Monday, January 22, 2007

Really? You don't say.

Julie Amero is a substitute teacher in Connecticut. Apparently during one seventh-grade class, her computer popped up with dozens of pornographic images, which the kids saw and reported. She was convicted of "four felony counts of 'injury or risk of injury to, or impairing morals of, children.'" Each count has a maximum sentence of ten years in prison.

The defense tried arguing that a great deal of malware was responsible for the flood of pornographic pop-ups--a possibility the police didn't even check. Their expert witness, Herb Horner, determined "that the machine had been infected with multiple pieces of malicious software before she arrived at the school, and that these hidden programs were responsible for the pornographic deluge." The expert witness for the prosecution, Detective Mark Lounsbury, "a computer crimes officer at the Norwich Police Department", ran a program called ComputerCOP Pro to analyze the activity of the machine Ms. Amero was using. He countered that Ms. Amero was clearly guilty because--get this--the computer visited porn websites.
ComputerCOP scans the hard drive and reports on when each file was created or modified. Lounsbury says he is satisfied that Amero intentionally viewed porn in class because the logs show that her computer accessed various inappropriate sites while she was sitting at the computer.

"I take that at face value," Lounsbury told Alternet. "It's evidence. It speaks for itself. The pop-up defense is a Twinkie defense."

Lounsbury said that Amero must have navigated to pornographic sites in order to have infected her computer with obscene popups. "You've got to get that ball rolling," he said.

That defense transforms this from tragedy to farce. I am personally offended by that statement.

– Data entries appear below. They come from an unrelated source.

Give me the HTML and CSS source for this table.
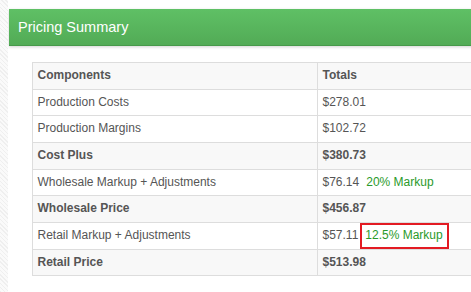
FILE: index.html
```html
<!DOCTYPE html>
<html>
<head>
<meta charset="utf-8">
<link rel="stylesheet" href="styles.css">
</head>
<body>
<div class="panel">
  <div class="header"><span class="title">Pricing Summary</span></div>
  <table class="summary">
    <tr class="strong"><td class="c1">Components</td><td class="c2">Totals</td></tr>
    <tr><td class="c1">Production Costs</td><td class="c2">$278.01</td></tr>
    <tr><td class="c1">Production Margins</td><td class="c2">$102.72</td></tr>
    <tr class="strong"><td class="c1">Cost Plus</td><td class="c2">$380.73</td></tr>
    <tr><td class="c1">Wholesale Markup + Adjustments</td><td class="c2">$76.14<span class="markup">20% Markup</span></td></tr>
    <tr class="strong"><td class="c1">Wholesale Price</td><td class="c2">$456.87</td></tr>
    <tr><td class="c1">Retail Markup + Adjustments</td><td class="c2">$57.11<span class="markup highlight">12.5% Markup</span></td></tr>
    <tr class="strong"><td class="c1">Retail Price</td><td class="c2">$513.98</td></tr>
  </table>
</div>
</body>
</html>
```
FILE: styles.css
```css
html, body {
  margin: 0;
  padding: 0;
  width: 471px;
  height: 292px;
  overflow: hidden;
}
body {
  background-color: #f7f7f7;
  background-image: repeating-linear-gradient(45deg, #efefef 0 1px, #fafafa 1px 3px);
  font-family: "Liberation Sans", Arial, sans-serif;
}
.panel {
  margin-left: 8px;
  width: 463px;
  height: 292px;
  overflow: hidden;
  background: #ffffff;
  padding-top: 9px;
  padding-left: 1px;
  box-sizing: border-box;
}
.header {
  width: 500px;
  height: 36px;
  background: linear-gradient(#5fc065, #52ab56);
  border-bottom: 1px solid #46994a;
  box-shadow: 0 1px 3px rgba(0, 0, 0, 0.18);
  display: flex;
  align-items: center;
  padding-left: 9px;
  box-sizing: content-box;
}
.title {
  color: #ffffff;
  font-size: 14.5px;
  padding-bottom: 1px;
}
.summary {
  margin: 16px 0 0 22.5px;
  border-collapse: collapse;
  width: 520px;
  font-size: 12px;
  color: #555555;
}
.summary td {
  border: 1px solid #dddddd;
  padding: 0 5px;
  height: 25.67px;
  line-height: 25.67px;
  white-space: nowrap;
  vertical-align: middle;
}
.c1 {
  width: 274px;
}
.strong td {
  background: #f8f8f8;
  font-weight: bold;
}
.markup {
  display: inline-block;
  color: #2a9a2a;
  margin-left: 2px;
  padding: 0 4px 0 3px;
  border: 2px solid transparent;
  line-height: 21.67px;
  vertical-align: top;
}
.highlight {
  border-color: #e31b23;
}
```
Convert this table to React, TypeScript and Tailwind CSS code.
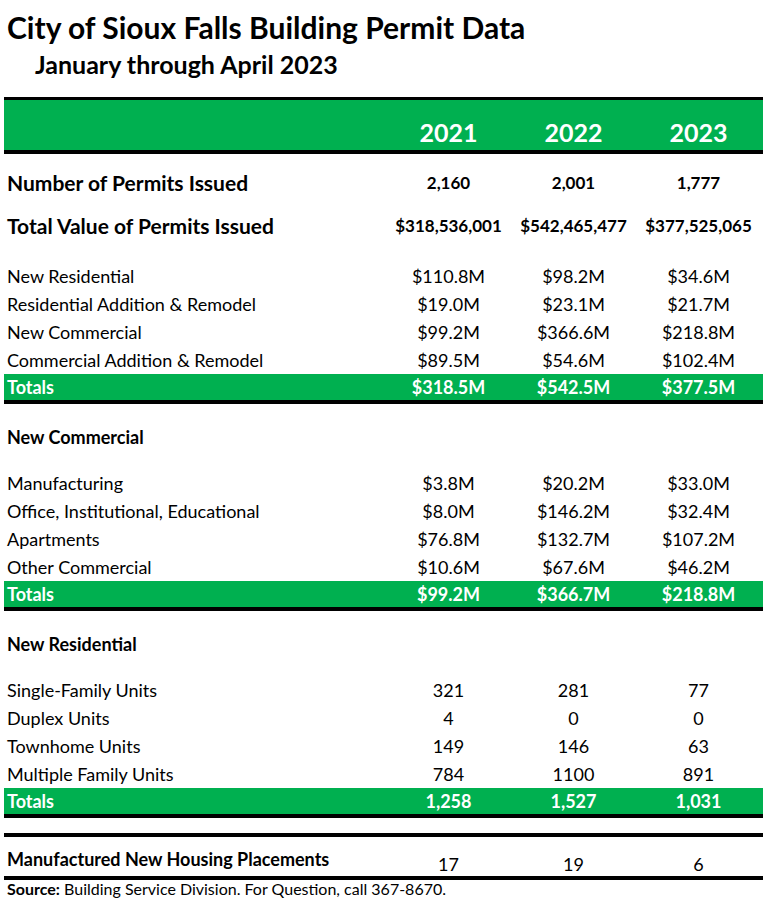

The article specifies that ComputerCOP "is not designed to definitively distinguish between user-generated clicks and the effects of malware." Saying that the computer "accessed various inappropriate sites while she was sitting at the computer" means nothing other than that porn popped up on the screen, which nobody has denied. Obviously the computer visited these sites, but that doesn't mean that Ms. Amero did so herself. On the contrary, Horner discovered that a "program called Pasco showed that malware had automatically redirected Amero's browser. Horner stressed that this particular form of hijacking is invisible to ComputerCOP Pro."